On the New York Mercantile Exchange, December West Texas Intermediate crude tacked on 34 cents, or 0.8%, to settle at $44.21 a barrel. December Brent LCOZ5, -0.23% ended at $47.44 a barrel on Tuesday, up 25 cents, or 0.5%, on London’s ICE Futures exchange. Prices for both WTI and Brent had posted declines in each of the last four trading sessions. Following the recent losses, Fawad Razaqzada, technical analyst at Forex.com, said he “wouldn’t be surprised if oil finds a base at these levels.” “At this stage, however, it is too early to say whether the bounce will materialize into a rally,” he said.

In its World Energy Outlook, the International Energy Agency said “a lasting switch in OPEC production strategy in favor of securing a higher share of the oil market mix” could keep the price of Brent crude at around $50 a barrel through to the end of the decade.
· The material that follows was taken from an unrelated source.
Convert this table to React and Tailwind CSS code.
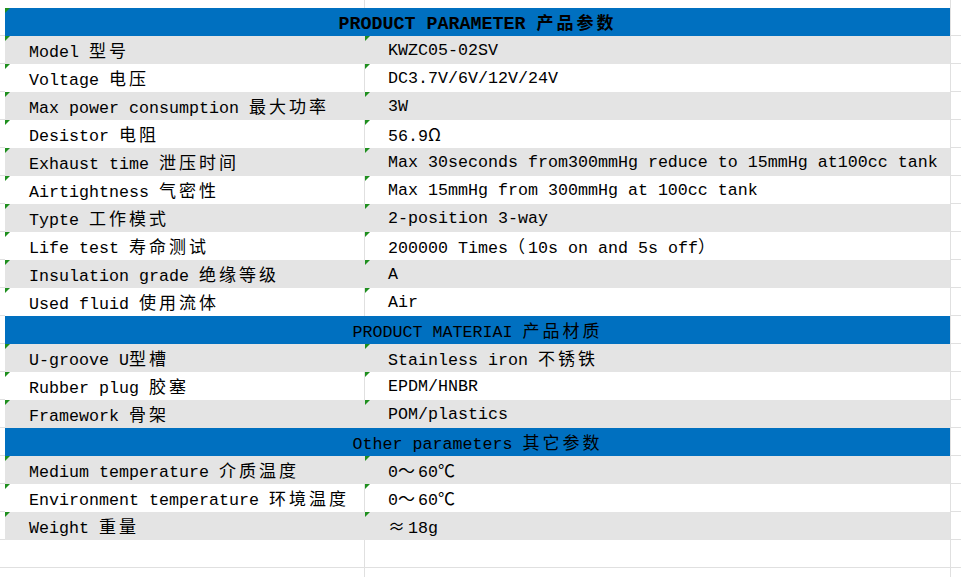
import React from "react";

const SECTIONS = [
  {
    title: "PRODUCT PARAMETER 产品参数",
    bold: true,
    rows: [
      ["Model 型号", "KWZC05-02SV"],
      ["Voltage 电压", "DC3.7V/6V/12V/24V"],
      ["Max power consumption 最大功率", "3W"],
      ["Desistor 电阻", "56.9Ω"],
      ["Exhaust time 泄压时间", "Max 30seconds from300mmHg reduce to 15mmHg at100cc tank"],
      ["Airtightness 气密性", "Max 15mmHg from 300mmHg at 100cc tank"],
      ["Typte 工作模式", "2-position 3-way"],
      ["Life test 寿命测试", "200000 Times（10s on and 5s off）"],
      ["Insulation grade 绝缘等级", "A"],
      ["Used fluid 使用流体", "Air"],
    ],
  },
  {
    title: "PRODUCT MATERIAI 产品材质",
    rows: [
      ["U-groove U型槽", "Stainless iron 不锈铁"],
      ["Rubber plug 胶塞", "EPDM/HNBR"],
      ["Framework 骨架", "POM/plastics"],
    ],
  },
  {
    title: "Other parameters 其它参数",
    rows: [
      ["Medium temperature 介质温度", "0～60℃"],
      ["Environment temperature 环境温度", "0～60℃"],
      ["Weight 重量", "≈18g"],
    ],
  },
];

function Txt({ s, bold }) {
  const parts = [];
  let buf = "";
  let k = 0;
  for (const ch of s) {
    if (ch.charCodeAt(0) > 0x7f) {
      if (buf) {
        parts.push(<span key={k++}>{buf}</span>);
        buf = "";
      }
      parts.push(
        <span
          key={k++}
          className={
            "inline-block w-[20px] font-['Noto_Sans_CJK_SC',sans-serif] " +
            (bold ? "text-[17px] font-bold" : "text-[17px] font-normal")
          }
        >
          {ch}
        </span>
      );
    } else {
      buf += ch;
    }
  }
  if (buf) parts.push(<span key={k++}>{buf}</span>);
  return <span className="whitespace-pre">{parts}</span>;
}

function Tri() {
  return (
    <span className="absolute left-0 top-0 w-0 h-0 border-t-[5px] border-r-[5px] border-t-[#1f8f1f] border-r-transparent" />
  );
}

function Gutter() {
  return <div className="w-[5px] shrink-0 border-b border-[#e0e0e0]" />;
}

function RightFill() {
  return <div className="flex-1 border-b border-l border-[#e0e0e0]" />;
}

function HeaderRow({ title, bold, tri }) {
  return (
    <div className="flex h-[28px]">
      <Gutter />
      <div className="relative w-[945px] shrink-0 bg-[#0070c0] flex items-center justify-center text-black">
        {tri && <Tri />}
        <div className={bold ? "text-[18.33px] font-bold pt-[4px]" : "text-[16.67px] pt-[3px]"}>
          <Txt s={title} bold={bold} />
        </div>
      </div>
      <RightFill />
    </div>
  );
}

function DataRow({ a, b, gray }) {
  return (
    <div className="flex h-[28px]">
      <Gutter />
      <div className={"flex w-[945px] shrink-0 " + (gray ? "bg-[#e4e4e4]" : "bg-white")}>
        <div
          className={
            "relative w-[360px] shrink-0 flex items-center pl-[24px] pt-[3px] " +
            (gray ? "" : "border-r border-[#e0e0e0]")
          }
        >
          <Tri />
          <Txt s={a} />
        </div>
        <div className="relative flex-1 flex items-center pl-[23px] pt-[3px]">
          <Tri />
          <Txt s={b} />
        </div>
      </div>
      <RightFill />
    </div>
  );
}

function EmptyRow({ h }) {
  return (
    <div className={"flex " + h}>
      <Gutter />
      <div className="w-[360px] shrink-0 border-r border-b border-[#e0e0e0]" />
      <div className="w-[585px] shrink-0 border-b border-[#e0e0e0]" />
      <RightFill />
    </div>
  );
}

export default function App() {
  return (
    <div className="w-[961px] h-[577px] overflow-hidden bg-white text-black text-[16.67px] leading-none font-['Liberation_Mono','Noto_Sans_CJK_SC',monospace]">
      <div className="flex h-[8px]">
        <div className="w-[5px] shrink-0" />
        <div className="w-[360px] shrink-0 border-r border-[#e0e0e0]" />
        <div className="w-[585px] shrink-0" />
        <div className="flex-1 border-l border-[#e0e0e0]" />
      </div>
      {SECTIONS.map((sec, si) => (
        <React.Fragment key={si}>
          <HeaderRow title={sec.title} bold={sec.bold} tri={si === 0} />
          {sec.rows.map((r, i) => (
            <DataRow key={i} a={r[0]} b={r[1]} gray={i % 2 === 0} />
          ))}
        </React.Fragment>
      ))}
      <EmptyRow h="h-[28px]" />
      <EmptyRow h="h-[28px]" />
    </div>
  );
}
The EIA also said, however, that oil could rebound to $80 a barrel by 2020 as the oversupplied market begins to balance. Some “OPEC talk that they are going to put in a production cap as well as comments by the OPEC secretary-general that they see a balanced market next year,” offered support for oil prices Tuesday, said Phil Flynn, senior market analyst at Price Futures Group. “This is the first inkling by OPEC in some time that there may be at least some restraint on production.” For now, the oil market is keeping its bets that OPEC will leave its output ceiling unchanged at the next meeting Dec. 4 in Vienna. Some U.S. oil companies, however, have announced cutbacks in exploration and production spending with WTI and Brent prices trading roughly 17% lower year to date. That could help alleviate the glut of crude supplies.

Data from the Energy Information Administration on Monday showed that total oil production from seven major shale plays is expected to decline in December from a month earlier. Output from the Bakken and Eagle Ford regions has been falling each month since March. Meanwhile, in monthly report released Tuesday, the EIA lowered its 2016 U.S. crude output forecast to 8.77 million barrels a day from a previous view of 8.86 million. It also raised its WTI price outlook to $49.88 for this year, but lowered its 2016 forecast to $51.31. The American Petroleum Institute will release its weekly update on U.S. petroleum supplies late Tuesday. The EIA will release its weekly report on Thursday morning, a day late because of Wednesday’s Veterans Day holiday. Analysts polled by Platts expect the data to show a fall of 500,000 barrels in crude inventories.